LAS CRUCES — Republican U.S. Rep. Steve Pearce keeps a chunk of the border fence on his desk in Washington, he told a cross-section of law enforcement at a pancake breakfast Saturday.

The aspiring senator needs no such reminders among his constituents, who have of late faced border brutality that recall passages from Cormac McCarthy's "No Country For Old Men," Pearce said.

In the ongoing violence between two rival drug cartels battling for control of border corridors, Mexican and American law enforcement in February and March have seized .50-caliber rifles, capable of destroying bulletproof vehicles. Just this week, Tim Manning, state director of Homeland Security, estimated drug-style executions had killed around 250 in Juárez and 30 in Palomas.
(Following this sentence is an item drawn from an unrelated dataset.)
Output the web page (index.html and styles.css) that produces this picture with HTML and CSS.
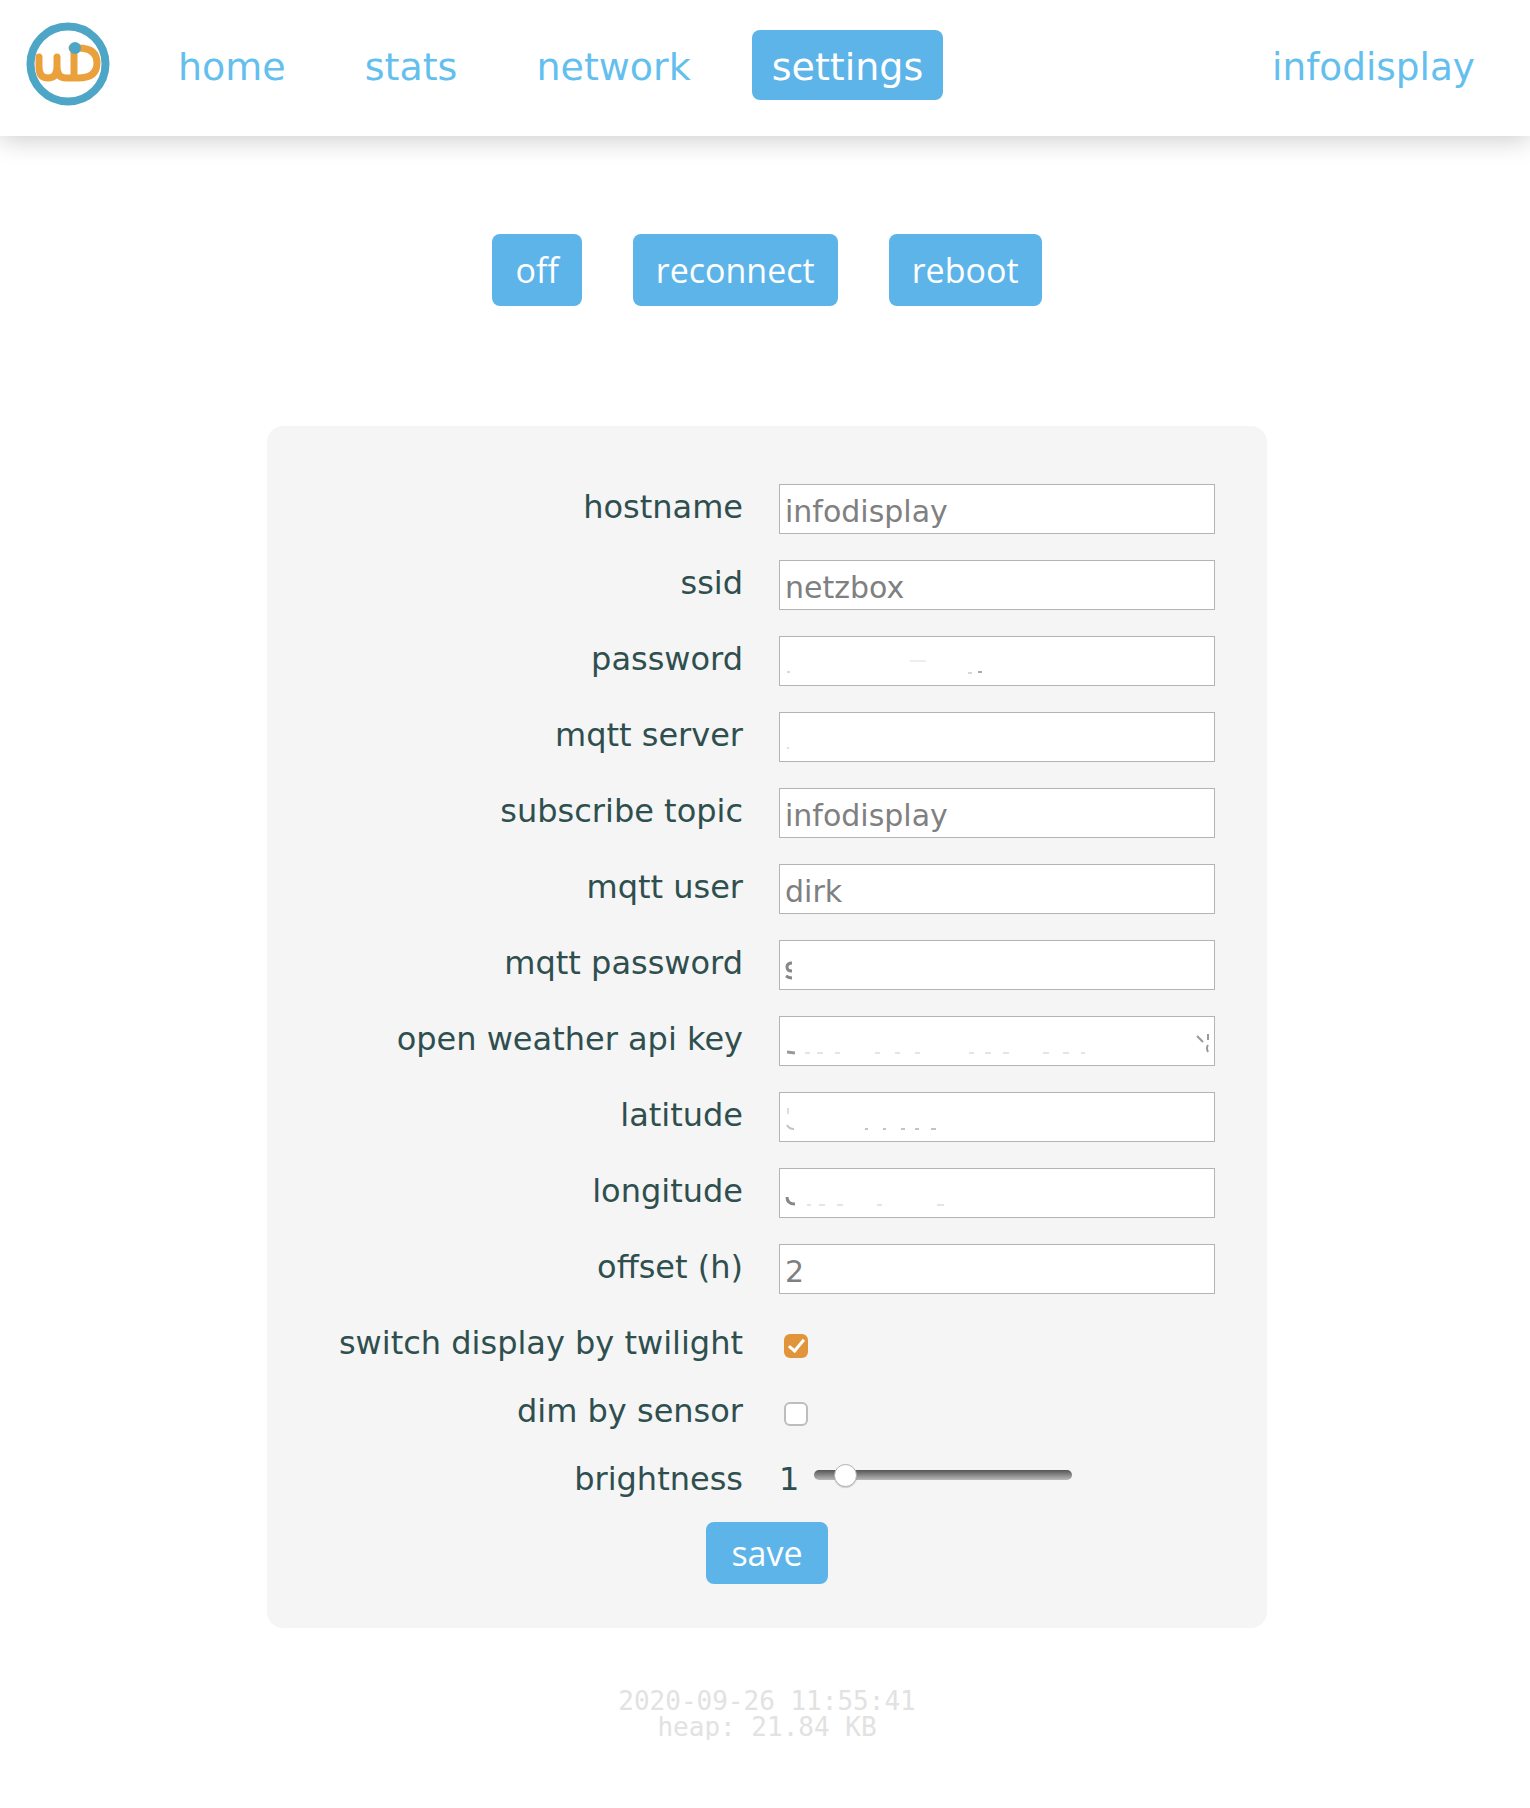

Pearce said he supported "beginning" with 10,000 Border Patrol agents, 2,000 more attorneys, and possibly by 2010, implementation of motion-detectors, unmanned aerial vehicles and sonic tunnel detection. He also spoke in favor of increased armed forces training along the border, which he said could ensnare thousands of criminals.

"To tell you how we squander our money in Washington, (Border Patrol) training costs $180,000," Pearce said. "Our values system is upside down. There are 15,000 Border Patrol agents. Know how many people we've got checking shoes at the airport? 55,000."

Pearce said he backed Gov. Bill Richardson's request of President George Bush to extend Operation Jump Start presence for another year, saying he had written the president a year ago asking him not to stop Jump Start.

Police and officials from the district attorney's office told Pearce they were troubled by a porous border and having to "catch and release" human traffickers who transported fewer than five illegal immigrants. They also reported increasing gang violence, especially in the south valley, more illegal weapons traffic and solitary drug traffickers carrying 50 pounds of drugs at a time in backpacks.

"No one wants to see a militarized police department, and I don't either," said Las Cruces police Officer Kiri Daines, "but it's literally me and my sidearm and they're paramilitary, using the same weapons they're using against our guys in Iraq."

During Saturday's session at the International House of Pancakes on North Telshor, Pearce also pledged support for Operation Stonegarden, the controversial federally funded border-crime initiative that netted 28 immigrant arrests in September in Chaparral.

He also agreed that a proposed wilderness designation of local lands designated as wilderness study areas was unwise.

"The other side doesn't care what the law is — they're already breaking it," Pearce said, adding such a designation would not only make it harder for drug agents to locate hundred-acre marijuana fields but also prevent emergency workers from fixing dams after disastrous floods.